As for the EOC-MP and its parishes, both the Minister of Internal Affairs and a number of other politicians admitted that no violations had been identified and there was nothing to reproach them with. If we try to characterize the so-called average believer of the Church, we could say that he does not seek confrontation and conflict with the state in which he lives. At every service, we also pray for our country, our people and our defensive troops. There have been no trials in which any of our clergy, church workers, or active laymen were found guilty of violating the constitutional order of Estonia. However, despite this, through the media, members of our Church are addressed with certain claims and demand self-justification. Is the presumption of innocence no longer valid for members of our Church? The current statement of the Russian People’s Council and its interpretation have created the impression in society that the members of our Church are guilty, which must be expiated by public renunciation, severing ties with their roots and origins. If such decisions were born within the community and according to its conviction, it would be possible to find a solution, and this would be canonically correct. But if this is done solely at the insistence of secular authorities, putting pressure on the freedom of religion and conscience of parishioners and clergy and neglecting their constitutional rights and canonical rules of the Church, then it is unlikely that there will be any benefit to society from such a course of action.
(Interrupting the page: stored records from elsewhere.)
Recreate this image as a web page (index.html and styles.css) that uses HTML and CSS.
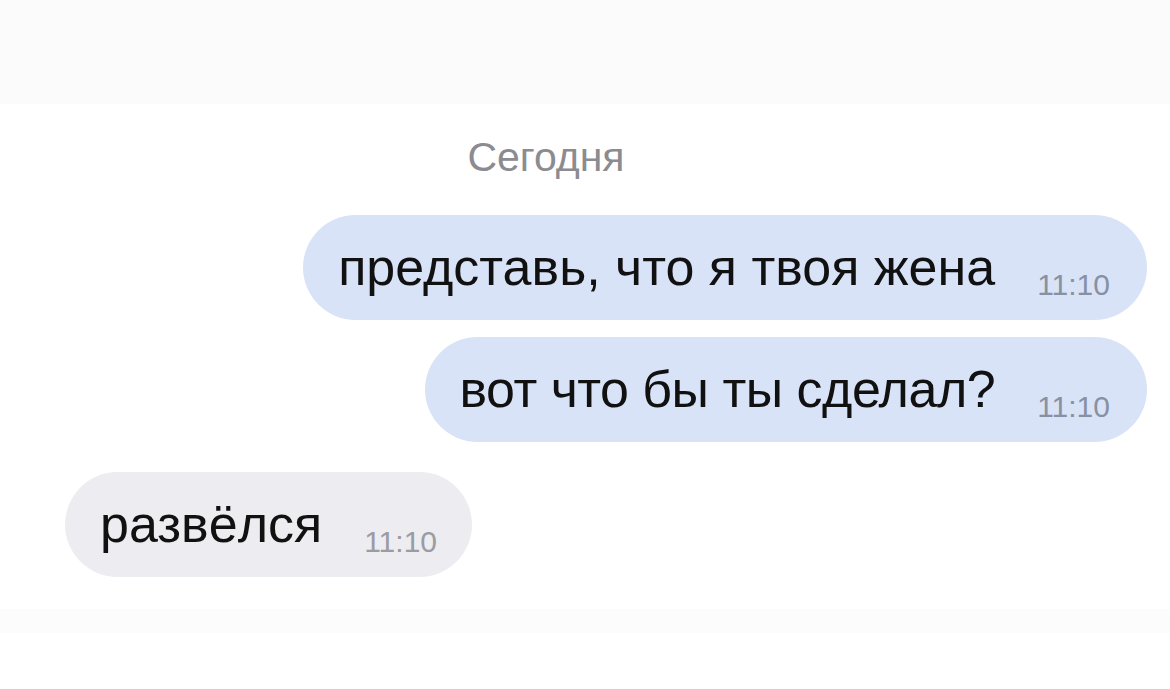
FILE: index.html
```html
<!DOCTYPE html>
<html lang="ru">
<head>
    <meta charset="UTF-8">
    <meta name="viewport" content="width=device-width, initial-scale=1.0">
    <title>Сообщения</title>
    <link rel="stylesheet" href="styles.css">
</head>
<body>
    <div class="top-bar"></div>

    <div class="chat">
        <div class="day">Сегодня</div>

        <div class="msg out">
            <span class="text">представь, что я твоя жена</span>
            <span class="time">11:10</span>
        </div>
        <div class="msg out">
            <span class="text">вот что бы ты сделал?</span>
            <span class="time">11:10</span>
        </div>
        <div class="msg in">
            <span class="text">развёлся</span>
            <span class="time">11:10</span>
        </div>
    </div>

    <div class="bottom-bar"></div>
</body>
</html>
```

FILE: styles.css
```css
body {
    margin: 0;
    background: #fff;
    font-family: "Liberation Sans", Arial, sans-serif;
    color: #111;
}
.top-bar {
    height: 104px;
    background-color: #fbfbfb;
}
.chat {
    display: flex;
    flex-direction: column;
    padding: 30px 23px 0 65px;
}
.day {
    width: 962px;
    text-align: center;
    font-size: 41px;
    line-height: 46px;
    color: #8b8b90;
    margin-bottom: 35px;
}
.msg {
    display: flex;
    align-items: flex-end;
    height: 105px;
    box-sizing: border-box;
    padding: 24px 37px 24px 35px;
    border-radius: 53px;
}
.msg .text {
    font-size: 52px;
    line-height: 57px;
    white-space: nowrap;
}
.msg .time {
    font-size: 30px;
    line-height: 22px;
    margin-left: 42px;
    color: #8791a3;
}
.out {
    align-self: flex-end;
    background-color: #d9e3f7;
    margin-bottom: 17px;
}
.out + .out .text {
    letter-spacing: -0.5px;
}
.in {
    align-self: flex-start;
    background-color: #ececf1;
    margin-top: 13px;
    padding-right: 35px;
}
.in .time {
    color: #9b9ba2;
}
.bottom-bar {
    height: 24px;
    margin-top: 32px;
    background-color: #fcfcfc;
}
```
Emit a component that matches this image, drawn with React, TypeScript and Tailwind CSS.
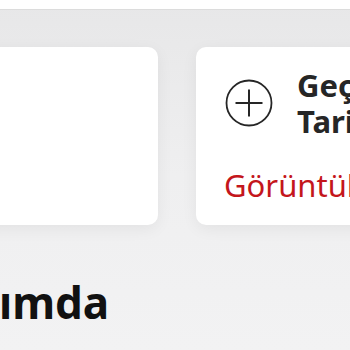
export default function App() {
    return (
        <div
            className="w-[350px] h-[350px] overflow-hidden bg-gradient-to-b from-[#e7e7e8] via-[#efeff0] to-[#f2f2f3]"
            style={{ fontFamily: '"Noto Sans", "Open Sans", sans-serif' }}
        >
            {/* Top bar */}
            <div className="h-[10px] bg-white border-b border-[#dcdcdc]" />

            {/* Cards row */}
            <div className="flex gap-[38px] -ml-[42px] mt-[37px]">
                <div className="w-[200px] h-[178px] shrink-0 rounded-[10px] bg-white shadow-[0_4px_16px_rgba(0,0,0,0.06)]" />

                <div className="w-[220px] h-[178px] shrink-0 rounded-[10px] bg-white shadow-[0_4px_16px_rgba(0,0,0,0.06)] pl-[28px] pt-[20px] overflow-hidden">
                    <div className="flex items-center gap-[23px]">
                        <svg width="50" height="50" viewBox="0 0 50 50" className="shrink-0">
                            <circle cx="25" cy="25" r="22.5" fill="none" stroke="#262626" strokeWidth="1.8" />
                            <path d="M11.5 25h27M25 11.5v27" stroke="#262626" strokeWidth="2" />
                        </svg>
                        <div className="text-[31px] leading-[36px] font-bold text-[#262626] whitespace-nowrap">
                            <div>Geçmiş</div>
                            <div>Tarihler</div>
                        </div>
                    </div>
                    <div className="mt-[31px] text-[31px] leading-none text-[#c4161c] whitespace-nowrap">
                        Görüntüle
                    </div>
                </div>
            </div>

            {/* Section title */}
            <h2 className="mt-[55px] -ml-[1px] text-[44px] leading-none font-bold text-[#111] whitespace-nowrap">
                ımda
            </h2>
        </div>
    );
}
On April 23, a delegation from the Estonian Ministry of Internal Affairs arrived at the Holy Dormition-Pukhtitsa Monastery in Kuremäe, Estonia, to discuss the future of the monastery in terms of its ecclesiastical jurisdiction. The monastery has been stavropegial—directly under the omophorion of the Patriarch of Moscow—since the time of His Holiness Patriarch Alexei II.
The monastery then issued a statement saying if the state wants the monastery to separate from the Moscow Patriarchate, let the state appeal to the Patriarch. It also appealed to the Estonian Council of Churches, asking for a show of “goodwill, diplomatic tact, and support for the stability of life of Pukhtitsa Monastery,” and to help “deliver it from conditions that have all the signs of political pressure on a law-abiding, apolitical monastic habitation.”